In general if there are surviving mirrors of the metadata then btrfs can recover from any individual device (or sector) failure. It doesn't matter where those mirrors are--btrfs will try to read each of them, and if successful, try to correct the failed ones (i.e. if the drive is online but has a bad sector or corruption).
If you use raid1c3 profile for metadata then the metadata is replicated on 3 drives, and can survive 2 failures. If you combined raid10 data with raid1c3 metadata and lost 2 devices storing copies of the same stripe, you'd be able to keep up to half of the files under 64K. btrfs would be read-only at that point (num_tolerated_failures for raid10 is 1), so you can recover the remaining data, but still have to rebuild the filesystem.

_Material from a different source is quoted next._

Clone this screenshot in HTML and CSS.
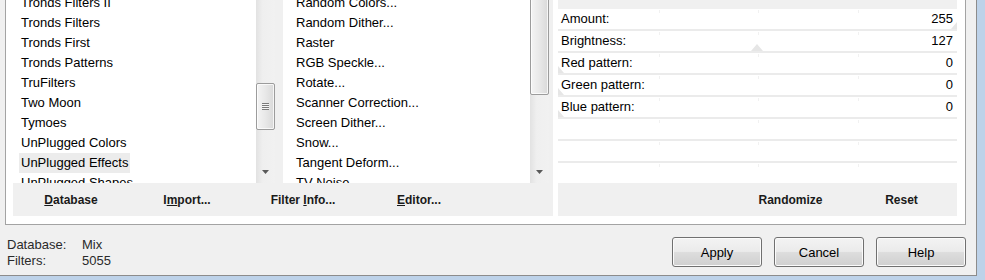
FILE: index.html
```html
<!DOCTYPE html>
<html>
<head>
<meta charset="utf-8">
<link rel="stylesheet" href="styles.css">
</head>
<body>
<div class="window">
  <div class="group">
    <div class="browser">
      <div class="lists">
        <div class="list list-cats">
          <ul class="items">
            <li class="item">Tronds Filters II</li>
            <li class="item">Tronds Filters</li>
            <li class="item">Tronds First</li>
            <li class="item">Tronds Patterns</li>
            <li class="item">TruFilters</li>
            <li class="item">Two Moon</li>
            <li class="item">Tymoes</li>
            <li class="item">UnPlugged Colors</li>
            <li class="item selected">UnPlugged Effects</li>
            <li class="item">UnPlugged Shapes</li>
          </ul>
          <div class="scroll">
            <div class="track">
              <div class="thumb"><div class="grip"></div></div>
              <div class="arrow"><svg width="7" height="4" viewBox="0 0 7 4"><polygon points="0,0 7,0 3.5,4" fill="#5a5a5a"/></svg></div>
            </div>
          </div>
        </div>
        <div class="list list-filters">
          <ul class="items">
            <li class="item">Random Colors...</li>
            <li class="item">Random Dither...</li>
            <li class="item">Raster</li>
            <li class="item">RGB Speckle...</li>
            <li class="item">Rotate...</li>
            <li class="item">Scanner Correction...</li>
            <li class="item">Screen Dither...</li>
            <li class="item">Snow...</li>
            <li class="item">Tangent Deform...</li>
            <li class="item">TV Noise...</li>
          </ul>
          <div class="scroll">
            <div class="track">
              <div class="thumb"></div>
              <div class="arrow"><svg width="7" height="4" viewBox="0 0 7 4"><polygon points="0,0 7,0 3.5,4" fill="#5a5a5a"/></svg></div>
            </div>
          </div>
        </div>
      </div>
      <div class="toolbar">
        <span class="tbtn"><u>D</u>atabase</span>
        <span class="tbtn">I<u>m</u>port...</span>
        <span class="tbtn">Filter <u>I</u>nfo...</span>
        <span class="tbtn"><u>E</u>ditor...</span>
      </div>
    </div>
    <div class="params">
      <div class="phead"></div>
      <div class="prow"><span>Amount:</span><span>255</span><i class="marker" style="left:100%"></i></div>
      <div class="prow"><span>Brightness:</span><span>127</span><i class="marker" style="left:49.8%"></i></div>
      <div class="prow"><span>Red pattern:</span><span>0</span><i class="marker" style="left:0%"></i></div>
      <div class="prow"><span>Green pattern:</span><span>0</span><i class="marker" style="left:0%"></i></div>
      <div class="prow"><span>Blue pattern:</span><span>0</span><i class="marker" style="left:0%"></i></div>
      <div class="prow empty"></div>
      <div class="prow empty"></div>
      <div class="prow empty last"></div>
      <div class="ptools">
        <span class="tbtn pbtn">Randomize</span>
        <span class="tbtn pbtn">Reset</span>
      </div>
    </div>
  </div>
  <div class="footer">
    <div class="status">
      <span>Database:</span><span>Mix</span>
      <span>Filters:</span><span>5055</span>
    </div>
    <div class="actions">
      <button class="btn">Apply</button>
      <button class="btn">Cancel</button>
      <button class="btn">Help</button>
    </div>
  </div>
</div>
</body>
</html>
```

FILE: styles.css
```css
html, body {
  margin: 0;
  padding: 0;
}
body {
  width: 985px;
  height: 280px;
  overflow: hidden;
  background: #bdd2e9;
  font-family: "Liberation Sans", Arial, sans-serif;
  color: #000;
}
.window {
  width: 976px;
  height: 275px;
  background: #f0f0f0;
  border-right: 1px solid #8c8c8c;
  border-bottom: 1px solid #8c8c8c;
  display: flex;
  flex-direction: column;
}
.group {
  margin-left: 5px;
  width: 944px;
  padding: 0 8px 8px 7px;
  border: 1px solid #a3a3a3;
  border-top: none;
  background: #fff;
  display: flex;
}
.browser {
  width: 540px;
  display: flex;
  flex-direction: column;
}
.lists {
  display: flex;
  height: 183px;
}
.list {
  width: 270px;
  height: 183px;
  display: flex;
  overflow: hidden;
}
.items {
  flex: 1;
  list-style: none;
  margin: -7px 0 0;
  padding: 0;
  background: #fff;
  display: flex;
  flex-direction: column;
  align-items: flex-start;
}
.item {
  height: 20px;
  line-height: 20px;
  font-size: 13px;
  white-space: nowrap;
  padding: 0 2px;
}
.list-cats .item { margin-left: 6px; }
.list-filters .item { margin-left: 11px; }
.item.selected { background: #ececec; }

.scroll {
  display: flex;
  background: #f0f0f0;
}
.list-cats .scroll { padding-right: 8px; }
.list-filters .scroll { padding-right: 4px; }
.track {
  width: 19px;
  display: flex;
  flex-direction: column;
  background: linear-gradient(to right, #e2e2e2, #efefef 35%, #f1f1f1);
}
.thumb {
  box-sizing: border-box;
  width: 19px;
  border: 1px solid #9c9c9c;
  border-radius: 2px;
  background: linear-gradient(to right, #f4f4f4, #e8e8e8 50%, #d9d9d9);
  box-shadow: inset 0 0 0 1px rgba(255,255,255,0.75);
  display: flex;
  align-items: center;
  justify-content: center;
}
.list-cats .thumb { margin-top: 83px; height: 47px; }
.list-filters .thumb { margin-top: -12px; height: 107px; }
.grip {
  width: 7px;
  height: 7px;
  background: repeating-linear-gradient(#7a7a7a 0 1px, #f4f4f4 1px 2px);
}
.arrow {
  margin-top: auto;
  height: 23px;
  display: flex;
  align-items: center;
  justify-content: center;
}
.arrow svg { display: block; }

.toolbar {
  height: 33px;
  background: #f0f0f0;
  display: flex;
}
.tbtn {
  width: 116px;
  text-align: center;
  font-size: 12px;
  font-weight: bold;
  line-height: 35px;
  color: #1a1a1a;
}
.tbtn u { text-decoration: underline; text-underline-offset: 1px; }

.params {
  width: 399px;
  margin-left: 5px;
  display: flex;
  flex-direction: column;
}
.phead {
  height: 9px;
  background: #f0f0f0;
}
.prow {
  position: relative;
  overflow: hidden;
  height: 16px;
  padding: 2px 4px 2px 3px;
  border-bottom: 2px solid #ebebeb;
  display: flex;
  justify-content: space-between;
  font-size: 13px;
  line-height: 16px;
  background-image:
    linear-gradient(#f1f1f1, #f1f1f1),
    linear-gradient(#f1f1f1, #f1f1f1),
    linear-gradient(#f1f1f1, #f1f1f1);
  background-size: 1px 3px;
  background-repeat: no-repeat;
  background-position: 25.5% 1px, 50.2% 1px, 75.3% 1px;
}
.prow span { position: relative; z-index: 1; }
.prow.last { border-bottom: none; }
.marker {
  position: absolute;
  bottom: 0;
  width: 0;
  height: 0;
  border-left: 6px solid transparent;
  border-right: 6px solid transparent;
  border-bottom: 7px solid #e6e6e6;
  transform: translateX(-50%);
}
.ptools {
  height: 33px;
  background: #f0f0f0;
  display: flex;
  justify-content: flex-end;
}
.pbtn { width: 111px; }

.footer {
  display: flex;
  padding-top: 12px;
}
.status {
  padding-left: 7px;
  display: grid;
  grid-template-columns: 75px auto;
  font-size: 13px;
  line-height: 16px;
  color: #2a2a2a;
}
.actions {
  margin-left: auto;
  padding-right: 10px;
  display: flex;
  gap: 12px;
}
.btn {
  box-sizing: border-box;
  width: 90px;
  height: 30px;
  margin: 0;
  padding: 0;
  border: 1px solid #707070;
  border-radius: 3px;
  background: linear-gradient(#f3f3f3 0%, #ebebeb 48%, #dddddd 52%, #cfcfcf 100%);
  box-shadow: inset 0 0 0 1px #fbfbfb;
  font-family: "Liberation Sans", Arial, sans-serif;
  font-size: 13px;
  color: #000;
}
```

If you use allocation_preference patches, you could place the metadata on more durable devices if you have some way to know which devices will fail in advance. e.g. you have some new NAS-grade NVMe and a whole lot of crappy old desktop spinners, you can make a frankenstein machine that would keep the filesystem metadata alive on the NVMe while the data crumbles to dust on the spinners. It's not a recommended way to build a storage box, but it might be able to squeeze another year or two out of hardware that otherwise would be in the recycle bin. If the NVMe devices fail anyway, then you still have to use a metadata profile that can tolerate the number of devices that fail.
How much of the meta data is used for the recovery process it self anyway?

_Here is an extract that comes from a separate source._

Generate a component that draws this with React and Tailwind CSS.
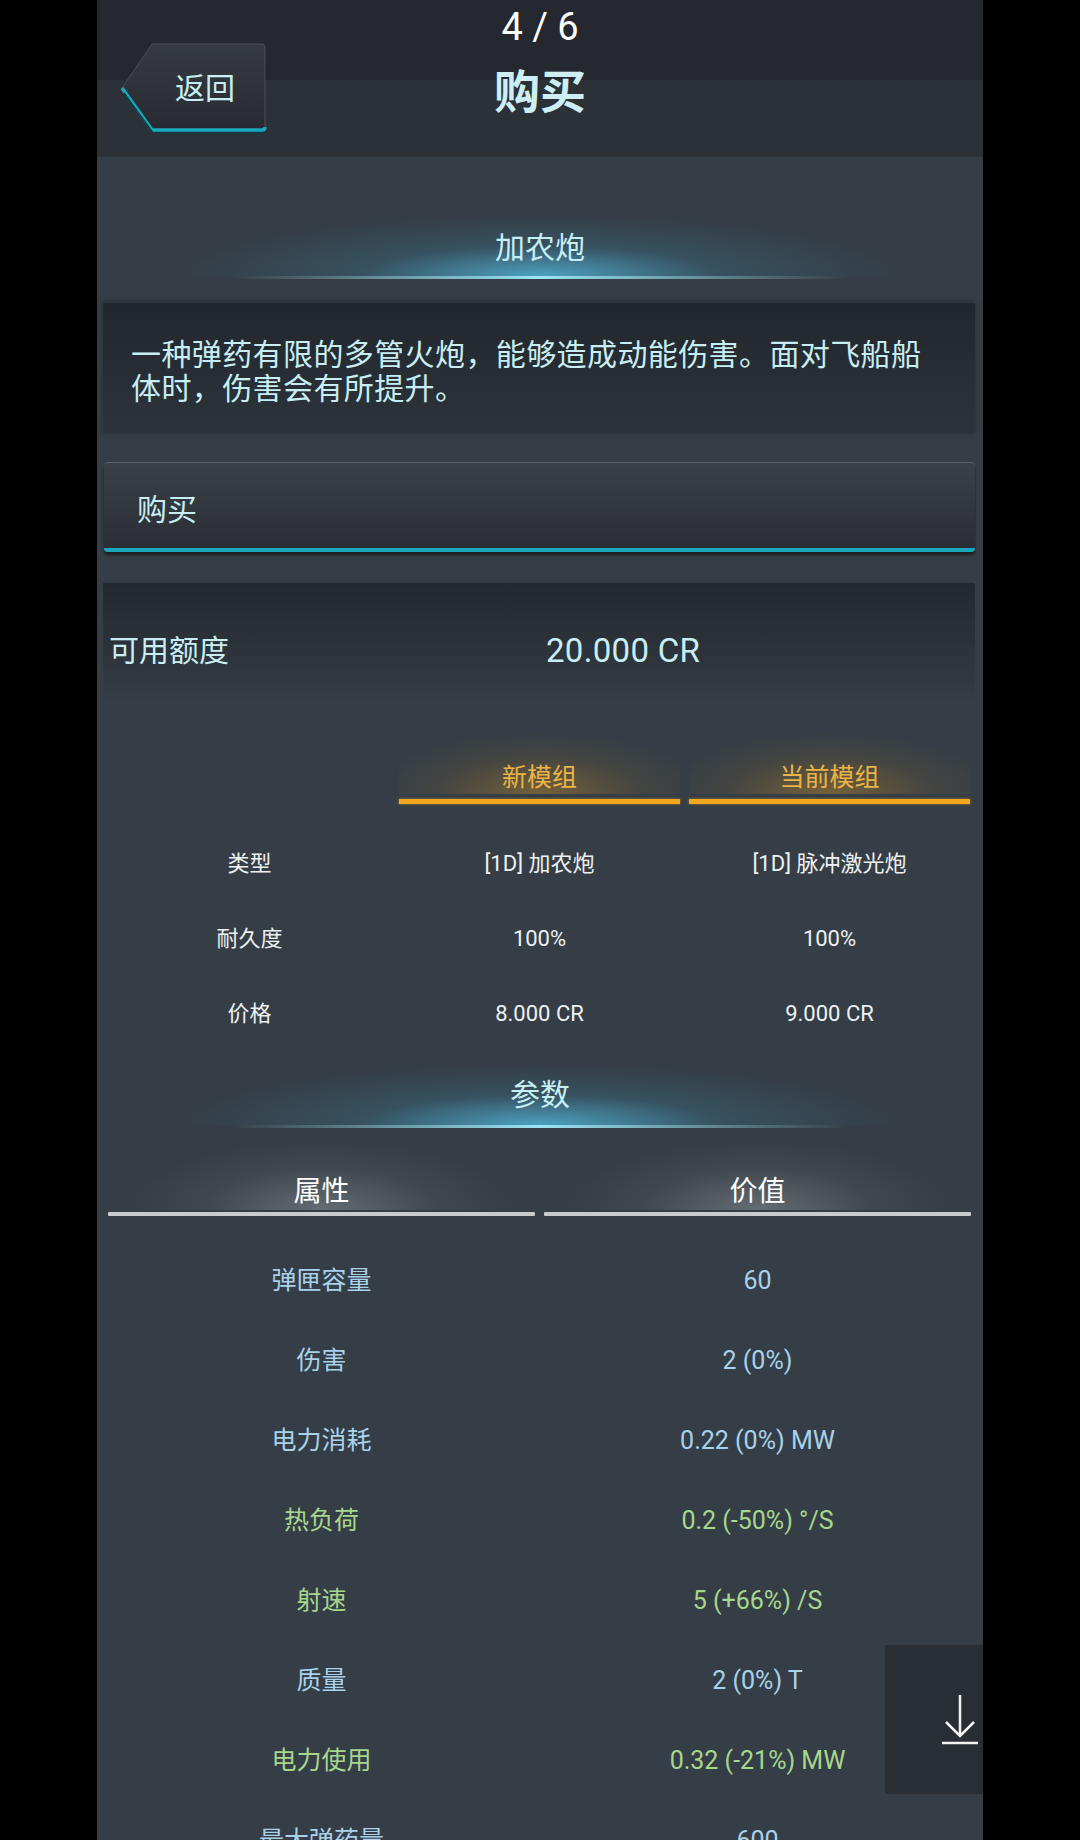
const font = { fontFamily: 'Roboto, "Noto Sans CJK SC", sans-serif' };

const compareRows = [
  { label: '类型', next: '[1D] 加农炮', cur: '[1D] 脉冲激光炮' },
  { label: '耐久度', next: '100%', cur: '100%' },
  { label: '价格', next: '8.000 CR', cur: '9.000 CR' },
];

const stats = [
  { name: '弹匣容量', value: '60' },
  { name: '伤害', value: '2 (0%)' },
  { name: '电力消耗', value: '0.22 (0%) MW' },
  { name: '热负荷', value: '0.2 (-50%) °/S', good: true },
  { name: '射速', value: '5 (+66%) /S', good: true },
  { name: '质量', value: '2 (0%) T' },
  { name: '电力使用', value: '0.32 (-21%) MW', good: true },
  { name: '最大弹药量', value: '600' },
];

function BackButton() {
  return (
    <div className="relative w-[147px] h-[92px]">
      <svg className="absolute inset-0" width="147" height="92" viewBox="0 0 147 92">
        <defs>
          <linearGradient id="bb" x1="0" y1="0" x2="0" y2="1">
            <stop offset="0" stopColor="#363a41" />
            <stop offset="1" stopColor="#272b31" />
          </linearGradient>
        </defs>
        <path d="M32 1 H142 Q145 1 145 4 V84 Q145 87 142 87 H32 L2 45 Z" fill="url(#bb)" stroke="#484d55" strokeWidth="1" />
        <path d="M2 45 L32 87 H142 Q145 87 145 84" fill="none" stroke="#18a9bf" strokeWidth="3.5" />
        <path d="M4 50 L33 90 H143" fill="none" stroke="#0c3c45" strokeWidth="1.5" />
      </svg>
      <span className="absolute left-[55px] top-[26px] text-[30px] leading-[40px] text-[#c8eef3]">返回</span>
    </div>
  );
}

function GlowHeading({ children, pb }) {
  return (
    <div>
      <div className={`h-[60px] flex items-end justify-center ${pb} bg-[radial-gradient(ellipse_40%_100%_at_50%_100%,rgba(85,200,240,0.72),rgba(60,150,190,0.22)_50%,transparent_100%)]`}>
        <span className="text-[30px] leading-[36px] text-[#c5eef5]">{children}</span>
      </div>
      <div className="h-[3px] bg-[linear-gradient(90deg,transparent_15%,#9be6f7_50%,transparent_85%)]" />
    </div>
  );
}

export default function App() {
  return (
    <div className="w-full h-[1840px] bg-black overflow-hidden" style={font}>
      <div className="relative mx-auto w-[886px] h-[1840px] bg-[#353e46]">
        {/* header */}
        <div className="relative h-[157px] bg-[linear-gradient(180deg,#25282e_0,#25282e_80px,#2c3037_80px,#2c3037_100%)]">
          <div className="absolute left-0 right-0 top-[4px] text-center text-[38px] leading-[46px] text-white">4 / 6</div>
          <div className="pt-[43px] pl-[23px] flex items-start">
            <BackButton />
          </div>
          <div className="absolute left-0 right-0 top-[64px] text-center text-[46px] leading-[56px] font-bold text-[#cdeff4]">购买</div>
        </div>

        <div className="mt-[59px]">
          <GlowHeading pb="pb-[10px]">加农炮</GlowHeading>
        </div>

        {/* description */}
        <div className="mt-[24px] ml-[6px] mr-[8px] pl-[28px] pr-[40px] pt-[35px] pb-[28px] bg-[linear-gradient(180deg,#22272d,#2c333a)] shadow-[0_-2px_6px_rgba(0,0,0,0.25)]">
          <p className="text-[30px] leading-[34px] tracking-[0.4px] text-[#c8eef3]">
            一种弹药有限的多管火炮，能够造成动能伤害。面对飞船船体时，伤害会有所提升。
          </p>
        </div>

        {/* buy button */}
        <div className="mt-[28px] ml-[7px] mr-[8px] h-[90px] flex items-center pl-[33px] pt-[8px] rounded-[4px] border-t border-[#5a6068] border-b-[4px] border-b-[#19a6bd] bg-[linear-gradient(180deg,#3b4047,#2a2e34)] shadow-[0_3px_3px_rgba(0,0,0,0.5)]">
          <span className="text-[30px] leading-[40px] text-[#c8eef3]">购买</span>
        </div>

        {/* credit */}
        <div className="mt-[31px] ml-[6px] mr-[8px] h-[121px] pt-[48px] pl-[6px] grid grid-cols-[437px_1fr] bg-[linear-gradient(180deg,#23282e,#2f363d_70%,#353e46)]">
          <span className="text-[30px] leading-[40px] text-[#c8eef3]">可用额度</span>
          <span className="text-[33px] leading-[40px] tracking-[0.3px] text-[#c8eef3]">20.000 CR</span>
        </div>

        {/* compare table */}
        <div className="grid grid-cols-[293px_281px_281px] gap-x-[9px]">
          <div />
          {['新模组', '当前模组'].map((t) => (
            <div key={t} className="mt-[28px]">
              <div className="h-[62px] flex items-end justify-center bg-[radial-gradient(ellipse_60%_100%_at_50%_100%,rgba(205,145,40,0.42),rgba(180,120,30,0.12)_60%,transparent_100%)]">
                <span className="text-[25px] leading-[32px] text-[#eab446]">{t}</span>
              </div>
              <div className="mt-[5px] h-[5px] bg-[#f2a820] shadow-[0_0_3px_rgba(242,168,32,0.6)]" />
            </div>
          ))}
        </div>
        <div className="mt-[22px]">
          {compareRows.map((r) => (
            <div key={r.label} className="h-[75px] grid grid-cols-[293px_281px_281px] gap-x-[9px] items-center text-[22px] text-[#eef1f2]">
              <span className="text-center pl-[12px]">{r.label}</span>
              <span className="text-center">{r.next}</span>
              <span className="text-center">{r.cur}</span>
            </div>
          ))}
        </div>

        <div className="mt-[14px]">
          <GlowHeading pb="pb-[12px]">参数</GlowHeading>
        </div>

        {/* stats header */}
        <div className="mt-[12px] ml-[11px] mr-[12px] grid grid-cols-2 gap-x-[9px]">
          {['属性', '价值'].map((t) => (
            <div key={t}>
              <div className="h-[70px] flex items-end justify-center bg-[radial-gradient(ellipse_45%_100%_at_50%_100%,rgba(200,205,210,0.32),rgba(180,185,190,0.08)_60%,transparent_100%)]">
                <span className="text-[28px] leading-[36px] text-white">{t}</span>
              </div>
              <div className="mt-[2px] h-[4px] rounded-[1px] bg-[#c9cccf]" />
            </div>
          ))}
        </div>

        <div className="mt-[25px] ml-[11px] mr-[12px]">
          {stats.map((s) => (
            <div key={s.name} className={`h-[80px] grid grid-cols-2 gap-x-[9px] items-center text-[25px] ${s.good ? 'text-[#a7d78c]' : 'text-[#a9d2ea]'}`}>
              <span className="text-center">{s.name}</span>
              <span className="text-center">{s.value}</span>
            </div>
          ))}
        </div>

        {/* scroll-down button */}
        <div className="absolute right-0 top-[1645px] w-[98px] h-[149px] bg-[#292e34]">
          <svg className="absolute left-0 top-0" width="98" height="149" viewBox="0 0 98 149">
            <path d="M75 50 V90 M61 77 L75 91 L89 77 M57 98 H93" fill="none" stroke="#f2f2f2" strokeWidth="2.5" />
          </svg>
        </div>
      </div>
    </div>
  );
}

btrfs normally requires all of the metadata. It is organized into a pseudo-Merkle tree that can detect losses of a single bit, and in most cases will force read-only mode when a single-bit loss is detected. It relies on the raid profiles to keep multiple copies of the entire metadata at all times to survive failures ranging from single bit flips to total loss of a device.
Metadata is organized into trees. The leaf pages contain the filesystem, while the root and interior node pages contain pointers to the leaves. The leaf pages can be located anywhere (copy-on-write metadata requires this), so the filesystem relies heavily on the root and interior node pages to be able to find anything on the device. Most of the tools (even restore and repair) assume the root and interior nodes are intact, and can't access leaf pages at all if there is damage to the roots or interior nodes.

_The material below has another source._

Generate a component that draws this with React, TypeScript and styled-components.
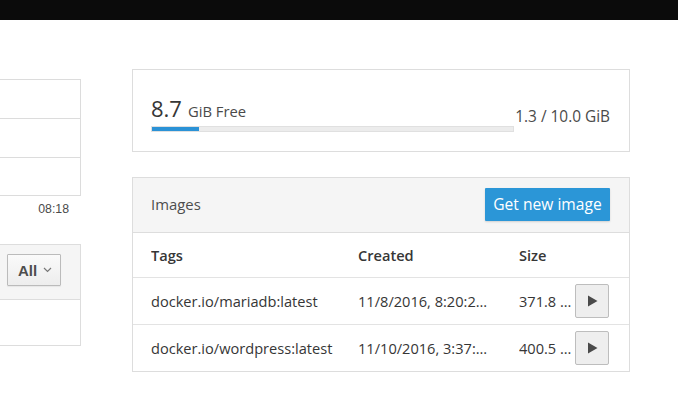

More than 99% of the metadata is in the leaf pages, but none of the leaf pages can be accessed if the remaining less-than-1% of interior node and root pages are lost. Even a small number of damaged metadata pages is equivalent to the loss of the entire device. dup metadata is the default on single-device filesystems, so that metadata can be recovered if there's a bad sector or silent corruption. Without an extra copy, 1% of single-bit errors in the metadata would break the filesystem. Even the other 99% require btrfs check --repair or btrfs restore as the kernel will refuse to read corrupt metadata.
In theory a tool could be developed to brute-force scan the device for metadata leaf pages and build a new filesystem containing their items, which would allow recovery even when the root and interior nodes of the tree are lost. There have been some experiments in this direction but nothing that is ready for general use yet.
Not all of the trees need to be intact for repair, e.g. the extent tree can be rebuilt from the subvol trees, the free space tree can be rebuilt from the extent tree, the csum tree can be built by rereading all of the file data (which requires subvol trees), the chunk tree can be rebuilt by brute-force scan of the device, and the log tree can be trivially discarded; however, if there's lost pages in subvol, root, or chunk trees, then the existing tools can't recover.
[edit: subvol, root, or chunk trees. The device items are in the chunk tree]
The server on the bottom that is on top of the HP storage enclosures is what I am currently working with.

Ok there we go, now your speaking my language a bit better I am starting to get a better grasp. So you say i could do a brute scan of the leaf data and and use it to rebuild the meta data? So lets say i wanted to run some last ditch efforts with the check --repair. Can you point me in the correct direction. Or better yet, do you know of any scripts that are in development, for example that use leaf data to rebuild the meta data. I got hardware to use and data to burn, let me in the club to those secret files you got in the back there.
Anyway it is good you replied because i have a much better understanding of the meta data and how important it is in recovering data. It sounds like if you keep the metadata away from the failing devices it helps with the basic data redundancy of the raid array that is basically data only and no metadata.
do you know of any scripts that are in development, for example that use leaf data to rebuild the meta data
Development at https://lore.kernel.org/linux-btrfs/[email protected]/ has been going on since March and still hasn't recovered a filesystem yet. It is highly experimental, and you'll need the developer's help to use it (assuming he has the bandwidth for more users at this point). It's the only serious attempt to build a recovery tool that I have seen in public.
if you keep the metadata away from the failing devices it helps with the basic data redundancy of the raid array that is basically data only and no metadata.
It's not really helping, it just puts the metadata in a different place, and hoping that place is better. If you have bad luck choosing SSD models, and the ones you pick are lemons that all break on the same day, then it's worse than mixing random drives together and having failures at the average random rate. Allocation preferences don't normally help with resilience except if you can predict the future, or you expect failure rates much higher than normal for some reason.
The key point is to respect the number of tolerated failures in the profiles you are using, and fully recover from degraded mode as quickly as possible, to avoid exceeding the tolerated failure limit. Dropping two disks at a time from a raid10 array is not the way to achieve that.
My question is, is that possible to make two same metadata (Single disk or single partition or RAID 0 has two same metadata) if one of 2 is broken but last one survives to recover possible data? (Idea: Broken metadata is easily repaired or overwritten which is the same as healthy metadata.)
I think two same metadata like twins give you a good chance to recover data when using single partition or disk, and make mount more stable without failure of mount with partition.
Are there new problems when using two identical metadata? Performance issue? implementation problem?